O que podemos extrair dessa assertiva é que todo profissional da medicina deve exercê-la com devoção e dignidade assim como toda e qualquer profissão.
Se remontarmos a historicidade talvez sim, possamos encontrar o fundamento da expressão sacerdócio com origem nas Santas Casas de Misericórdia, que nos anos de 1.500 a saúde era tratada como caridade. Daí, a existência da Santa Casa dos Santos que se destinava a tratar o doente sem qualquer cobrança mesmo porque ele era considerado indigente. A atividade médica somente passou a ser cobrada a partir do ano de 1.933 com a Lei Elói Chaves.
Aqui, neste contexto, não se pretende rebuscar os primórdios da medicina. Pretende-se sim, analisar se a atividade é contratual ou relação de consumo, ou mais, uma relação especial. Não se pretende tratar a relação médico paciente apenas no cenário dos serviços médicos hospitalares e sim também no exercício global da prática médica.

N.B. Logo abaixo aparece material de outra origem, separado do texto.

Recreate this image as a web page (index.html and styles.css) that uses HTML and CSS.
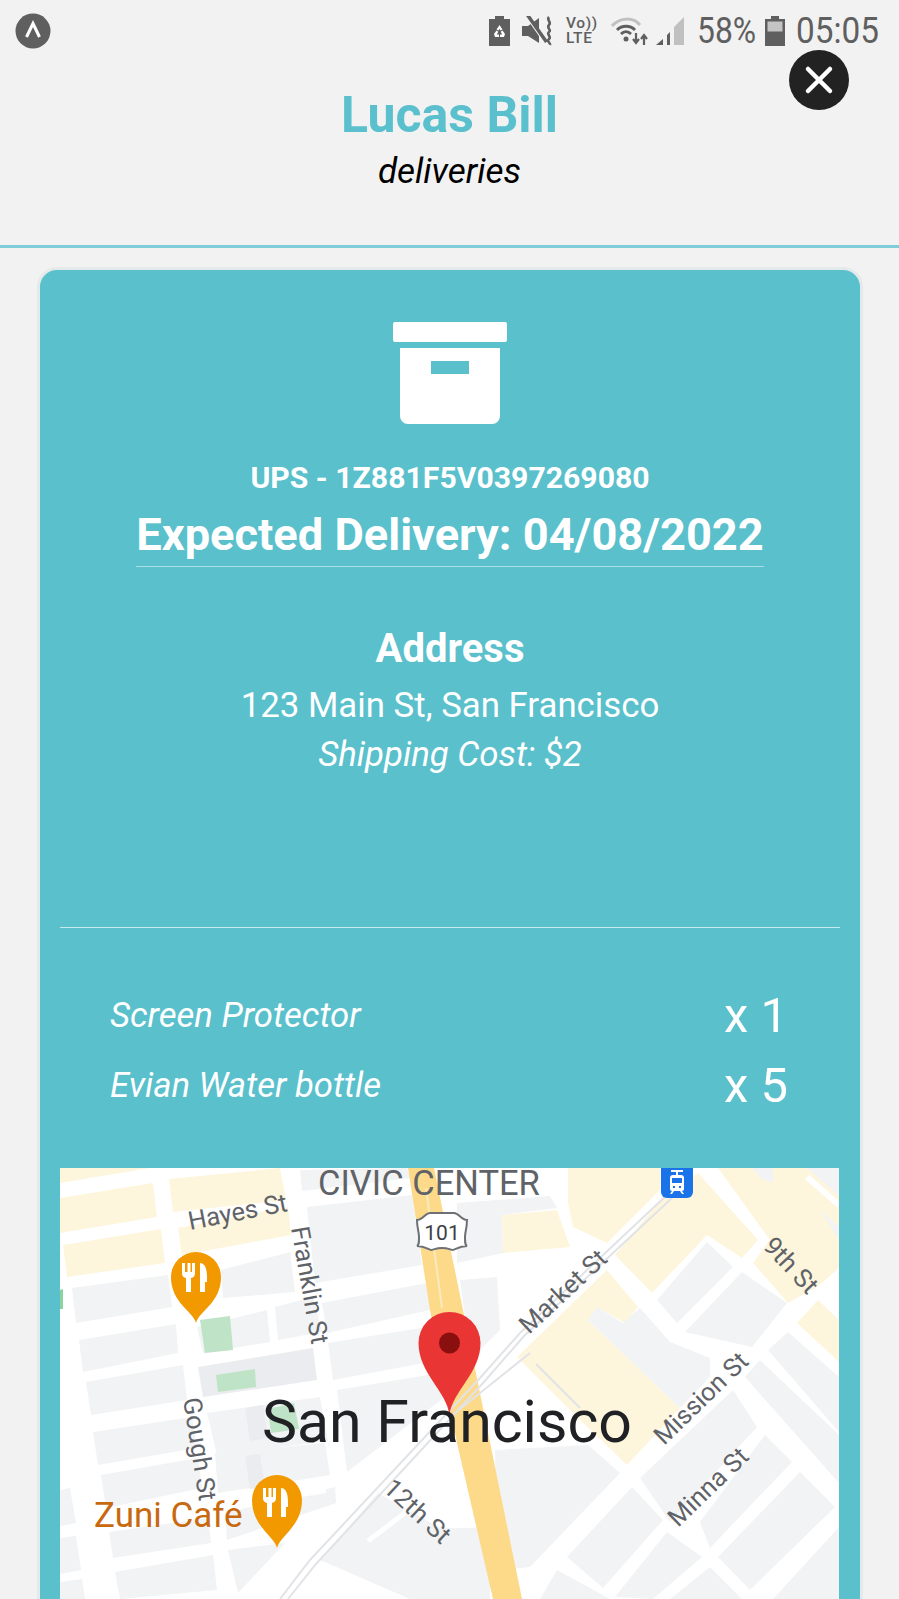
FILE: index.html
```html
<!DOCTYPE html>
<html lang="en">
<head>
<meta charset="utf-8">
<title>Lucas Bill deliveries</title>
<link rel="stylesheet" href="styles.css">
</head>
<body>
<div class="screen">
  <div class="status">
    <svg class="notif" viewBox="0 0 36 36"><circle cx="18" cy="18" r="17.5" fill="#5f5f5f"/><path d="M11.5 24 18 10.5 24.500 24" fill="none" stroke="#fff" stroke-width="3"/></svg>
    <div class="status-right">
      <svg class="si si-saver" viewBox="0 0 21 30"><path d="M6 0h9v3h6v27H0V3h6z" fill="#5f5f5f"/><path d="M10.500 9l3 4.500-2 1-1-1.700-1 1.700-2-1zM5 18l2.500-3.500 1.800 1.200L7.800 18.500h2.200v2.500H6zM16 18l-2.500-3.500-1.800 1.200 1.500 2.800H11v2.500h4z" fill="#fff"/></svg>
      <svg class="si si-mute" viewBox="0 0 32 30"><path d="M0 10h6l11-8v25L6 20H0z" fill="#5f5f5f"/><path d="M4 0l19 27" stroke="#f2f2f2" stroke-width="2"/><path d="M5.500-1l19 27" stroke="#5f5f5f" stroke-width="3.500"/><path d="M27 1c-3 3 3 5 0 8s3 5 0 7 3 5 0 7 2 4 1 6" fill="none" stroke="#5f5f5f" stroke-width="2.600"/></svg>
      <div class="volte"><span>Vo))</span><span>LTE</span></div>
      <svg class="si si-wifi" viewBox="0 0 38 30"><path d="M1 10C9 1 22 1 29 9" fill="none" stroke="#c0c0c0" stroke-width="3"/><path d="M6 14c5-5 13-5 18 0" fill="none" stroke="#5f5f5f" stroke-width="3"/><path d="M10 18c3-3 7-3 10 0" fill="none" stroke="#5f5f5f" stroke-width="3"/><circle cx="15" cy="23" r="2.500" fill="#5f5f5f"/><path d="M25 17v9m-3-3 3 4 3-4M33 29v-9m-3 3 3-4 3 4" fill="none" stroke="#5f5f5f" stroke-width="2.200"/></svg>
      <svg class="si si-signal" viewBox="0 0 28 30"><path d="M0 29l7-6v6z" fill="#5f5f5f"/><path d="M11 19l3-3v13h-3z" fill="#5f5f5f"/><path d="M18 11L28 1v28H18z" fill="#c0c0c0"/></svg>
      <span class="st-text st-pct">58%</span>
      <svg class="si si-batt" viewBox="0 0 20 30"><path d="M6 0h8v3h6v27H0V3h6z" fill="#5f5f5f"/><rect x="2.500" y="5.500" width="15" height="10" fill="#c4c4c4"/></svg>
      <span class="st-text st-time">05:05</span>
    </div>
  </div>

  <button class="close" type="button" aria-label="Close">
    <svg viewBox="0 0 60 60"><path d="M19 19l22 22M41 19 19 41" stroke="#fff" stroke-width="4.500" stroke-linecap="round"/></svg>
  </button>

  <header class="head">
    <h1 class="title">Lucas Bill</h1>
    <p class="sub">deliveries</p>
  </header>

  <section class="card">
    <svg class="box" viewBox="0 0 114 102"><rect width="114" height="20" rx="2" fill="#fff"/><path d="M7 26h100v68a8 8 0 0 1-8 8H15a8 8 0 0 1-8-8z" fill="#fff"/><rect x="38" y="39" width="38" height="13" fill="#5ac0cc"/></svg>
    <p class="track">UPS - 1Z881F5V0397269080</p>
    <h2 class="eta">Expected Delivery: 04/08/2022</h2>
    <h3 class="addr-h">Address</h3>
    <p class="addr">123 Main St, San Francisco</p>
    <p class="cost">Shipping Cost: $2</p>
    <hr class="rule">
    <ul class="items">
      <li class="item"><span class="item-name">Screen Protector</span><span class="item-qty">x 1</span></li>
      <li class="item"><span class="item-name">Evian Water bottle</span><span class="item-qty">x 5</span></li>
    </ul>
    <svg class="map" viewBox="0 0 779 431" width="779" height="431">
      <rect width="779" height="431" fill="#fff"/>
      <g fill="#fdf6dd">
        <path d="M0 0h90L0 15zM0 30l93-15 4 34-97 16zM3 77l98-16 4 34-98 14zM109 11 220 0l6 32-113 12zM118 60l110-21 3 28-109 20z"/>
        <path d="M508 0h92v22l-53 53-34-16-5-24zM442 47l55-5 13 37-67 6zM555 87l48-58 35-24 60 67-16 18-35-23-55 58zM658 0h121v100l-22 19-29 16-35-40 17-23zM737 155l21-23 21 20v42zM547 102l31 37-13 16-28-16-9 13 92 88-53 57-47-45-63-63z"/>
      </g>
      <g fill="#f1f3f4">
        <path d="M12 120l96-13 4 32-96 16zM19 172l97-16 2 29-95 19zM26 214l97-17 4 35-96 15zM33 264l99-15 5 31-99 17zM41 307l97-17 4 30-96 20zM49 364l99-14 3 25-98 15zM55 404l98-17 4 35-97 9zM0 322l10-2 6 35-16 3zM0 370l16-2 5 34-21 4zM0 414l22-3 3 20H0z"/>
        <path d="M161 102l69-18 5 40-72 6zM137 159l70-17 3 32-67 11zM215 139l38-10 9 35-44 8zM247 39l105-12 10 70-107 18zM262 135l105-20 3 27-103 23zM268 175l99-16 13 33-107 20zM277 222l103-17 10 20-103 79zM147 245l113-16 8 44-111 14zM155 285l110-10 5 32-112 18zM165 345l110-26 1 16-109 37zM168 382l57-7-47 50zM240 2l107-2 3 10-108 13z"/>
        <path d="M397 35l93-7 7 12-55 7 1 38-46 10zM400 112l37-3 3 53-17 17-11 20zM597 132l50-58 26 25-56 56zM625 164l57-60 45 31-35 44zM528 152l9-13 26 16 17-15 30 34 40 16v19l-30 31zM708 182l20-18 51 45v55zM685 209l15-17 79 75v48zM580 310l93-88 24 37-87 95zM640 354l65-87 27 27-82 86zM658 389l82-85 35 35-85 83zM507 389l65-70 31 33-60 68zM555 429l52-65 35 25-49 42zM480 431l17-29 53 29zM610 431l40-32 32 32zM713 431l66-72v72zM435 282l93-5 32 28-90 94-33 3zM260 392l58-67 62 35h50v71h-80z"/>
        <path d="M693 0h20v15l-13-5zM747 0h32v28zM760 42l19 17v13z"/>
      </g>
      <path d="M156 340l110-18M747 9l32 28" stroke="#fff" stroke-width="6" fill="none"/>
      <g fill="#eaecef">
        <path d="M138 199l115-19 4 32-114 17zM185 240l18-3 5 33-18 3zM185 288l15-2 5 33-15 2z"/>
      </g>
      <g fill="#bfe3c6">
        <path d="M140 152l30-4 3 34-28 3zM156 207l39-6 1 18-38 5zM208 241l26-6 5 26-28 4z"/>
      </g>
      <path d="M0 122l3-1v20H0z" fill="#8cd3a0"/>
      <path d="M348 0h26l88 431h-29L397 275 370 142z" fill="#fdd98a"/>
      <path d="M366 20l16 120" stroke="#fbeabd" stroke-width="2" fill="none"/>
      <path d="M608 26 460 165 420 210 250 392l-30 39M612 30 464 168 424 214 256 396l-28 35" stroke="#e1e3e6" stroke-width="2" fill="none"/>
      <path d="M476 196 520 240M395 245l75-60" stroke="#e1e3e6" stroke-width="2" fill="none"/>
      <path d="M308 373l42-32" stroke="#fff" stroke-width="5" fill="none"/>
      <g class="lbl">
        <text class="t-civic" x="258" y="27">CIVIC CENTER</text>
        <text class="t-st" transform="translate(130 62) rotate(-11)">Hayes St</text>
        <text class="t-st" transform="translate(231 60) rotate(80)">Franklin St</text>
        <text class="t-st" transform="translate(123 231) rotate(81)">Gough St</text>
        <text class="t-st" transform="translate(322 322) rotate(43)">12th St</text>
        <text class="t-st" transform="translate(469 167) rotate(-43)">Market St</text>
        <text class="t-st" transform="translate(604 278) rotate(-44)">Mission St</text>
        <text class="t-st" transform="translate(618 360) rotate(-44)">Minna St</text>
        <text class="t-st" transform="translate(702 79) rotate(47)">9th St</text>
      </g>
      <path d="M357 52c6 0 8-7 13-7h24c5 0 7 7 13 7 0 8-2 12-2 17 0 6 0 8 2 9-8 0-12 4-14 4-2 0-5-2-11-2-6 0-9 2-11 2-2 0-6-4-14-4 2-1 2-3 2-9 0-5-2-9-2-17z" fill="#fff" stroke="#6d7175" stroke-width="2"/>
      <text class="t-shield" x="382" y="72">101</text>
      <path d="M601 0h32v24a6 6 0 0 1-6 6h-20a6 6 0 0 1-6-6z" fill="#1a73e8"/>
      <path d="M611 2h12v2h-5v3h3a3 3 0 0 1 3 3v11a2 2 0 0 1-2 2l2 3h-2l-2-3h-6l-2 3h-2l2-3a2 2 0 0 1-2-2V10a3 3 0 0 1 3-3h3V4h-5zm1 8v5h10v-5zm1 8v2h2v-2zm6 0v2h2v-2z" fill="#fff"/>
      <path d="M136 155c-3-12-25-20-25-46a25 25 0 0 1 50 0c0 26-22 34-25 46z" fill="#f29900"/>
      <path d="M122 95v10a5 5 0 0 0 4 5v14h5v-14a5 5 0 0 0 4-5V95h-3v9h-1.500v-9h-3v9H125v-9zM140 124V95c5 0 7 6 7 14v5h-2v10z" fill="#fff"/>
      <path d="M217 380c-3-12-25-22-25-48a25 25 0 0 1 50 0c0 26-22 36-25 48z" fill="#f29900"/>
      <path d="M203 320v10a5 5 0 0 0 4 5v14h5v-14a5 5 0 0 0 4-5v-10h-3v9h-1.500v-9h-3v9H206v-9zM221 349v-29c5 0 7 6 7 14v5h-2v10z" fill="#fff"/>
      <text class="t-zuni" x="34" y="359">Zuni Café</text>
      <path d="M389.500 247c-3-24-31-42-31-72a31 31 0 0 1 62 0c0 30-28 48-31 72z" fill="#ea3535"/>
      <circle cx="389.500" cy="175" r="10.500" fill="#8a1010"/>
      <text class="t-city" x="202" y="274">San Francisco</text>
    </svg>
  </section>
</div>
</body>
</html>
```
FILE: styles.css
```css
* { box-sizing: border-box; }
html, body { margin: 0; height: 1599px; overflow: hidden; }
body { background: #f2f2f2; font-family: Roboto, "Liberation Sans", sans-serif; }
.screen { position: relative; width: 899px; height: 1599px; overflow: hidden; }

.status { display: flex; justify-content: space-between; align-items: center; height: 60px; padding: 1px 23px 0 15px; }
.notif { width: 36px; height: 36px; display: block; }
.status-right { display: flex; align-items: center; height: 30px; }
.si { display: block; height: 30px; }
.si-saver { width: 21px; margin-right: 12px; }
.si-mute { width: 32px; margin-right: 12px; }
.si-wifi { width: 38px; margin-right: 7px; }
.si-signal { width: 28px; margin-right: 13px; }
.si-batt { width: 20px; margin-right: 11px; }
.volte { display: flex; flex-direction: column; width: 30px; margin-right: 15px; color: #5f5f5f; font-size: 15.500px; letter-spacing: .6px; line-height: 15px; font-weight: 500; white-space: nowrap; }
.st-text { display: block; color: #5f5f5f; font-size: 37px; line-height: 40px; transform-origin: left center; white-space: nowrap; }
.st-pct { width: 57px; margin-right: 11px; transform: scaleX(.86); }
.st-time { width: 80px; transform: scaleX(.9); }

.close { position: absolute; left: 789px; top: 50px; width: 60px; height: 60px; padding: 0; border: 0; border-radius: 50%; background: #222; }
.close svg { display: block; width: 60px; height: 60px; }

.head { height: 188px; border-bottom: 3px solid #7fcdd8; text-align: center; padding-top: 26px; }
.title { margin: 0; color: #5bc0cd; font-size: 50px; line-height: 58px; font-weight: 700; }
.sub { margin: 8px 0 0; color: #000; font-size: 35px; line-height: 40px; font-style: italic; }

.card { margin: 19px 36px 0 37px; height: 1400px; padding: 52px 20px 0; background: #5ac0cc; border: 3px solid #e4e9ea; border-radius: 20px; color: #fff; text-align: center; }
.box { display: block; width: 114px; height: 102px; margin: 0 auto; }
.track { margin: 37.500px 0 0; font-size: 30.200px; line-height: 32px; font-weight: 700; }
.eta { margin: 16.500px 76px 0; padding-bottom: 6px; border-bottom: 1px solid #a9e0e6; font-size: 45.200px; line-height: 50px; font-weight: 700; white-space: nowrap; }
.addr-h { margin: 60px 0 0; font-size: 40px; line-height: 44px; font-weight: 700; }
.addr { margin: 12px 0 0; font-size: 34.800px; line-height: 44px; font-weight: 400; }
.cost { margin: 5px 0 0; font-size: 34.800px; line-height: 44px; font-style: italic; font-weight: 400; }
.rule { margin: 151px 0 0; border: 0; border-top: 1px solid #c6eaee; height: 0; }
.items { list-style: none; margin: 52px 0 0; padding: 0 50px; text-align: left; }
.item { display: flex; justify-content: space-between; align-items: center; height: 70px; }
.item-name { font-size: 34.700px; font-style: italic; font-weight: 400; }
.item-qty { width: 66px; font-size: 49px; font-weight: 400; white-space: nowrap; }
.map { display: block; margin-top: 48px; }

.lbl text { fill: #5f6368; }
.t-civic { font-size: 34.500px; }
.t-st { font-size: 25.500px; }
.t-shield { font-size: 21px; fill: #3c4043; text-anchor: middle; }
.t-zuni { font-size: 35px; fill: #c8690f; }
.t-city { font-size: 59px; fill: #202124; }
```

Pois bem, traçadas essas premissas é imperativo afirmar que a obrigação do médico não é de curar, mas de cuidar e esta é a principal obrigação que o médico está sujeito, sob pena de curvar-se a responsabilidade ético profissional, civil ou até mesmo penal.
Não obstante o Código de Defesa do Consumidor regular a relação médico-paciente como quer os tribunais, não nos parece ser a melhor interpretação, pois apesar de decisões reiteradas e pacificadas, o caminho pelos tribunais trilhados, a nosso ver, não é o da melhor interpretação.
A relação médico paciente é de esperança, angústia e outros aspectos que precisam e devem ser considerados, o que não pode ser quantificado e valorado pelo Código de Defesa do Consumidor. A atividade da medicina considerada como uma relação de consumo é por demais preocupante e agressiva à classe médica e demais profissionais de saúde, bem como a própria dignidade da pessoa humana.
Seja ou não atividade médica contratual ou extracontratual oriunda de uma relação médico paciente, o que irá definir a responsabilidade do profissional não será o resultado adverso, mas sim um desvio de conduta técnica do médico.
Há que se esclarecer que a definição da OMS classifica eventos adversos como incidentes que resultam em danos não intencionais decorrentes da assistência e não relacionados a evolução natural da doença de base do paciente. Não é por outra razão que o Código de Ética Médica em seu artigo primeiro veda ao médico a causação de dano ao paciente seja ela por ação ou omissão, e que venha a caracterizar em conduta de imprudência, imperícia ou negligência.
O Conselho Federal de Medicina tem afirmado que a relação médico-paciente é de natureza personalíssima não podendo ser caracterizada como relação consumerista. Mesmo em que se admita tratar-se de relação de consumo, esta relação é sui generis, não podendo ser englobada nesta normativa, o que concordamos.
MARIA ZULETE DADALTO é médica e advogada, especialista em Direito Médico e da Saúde.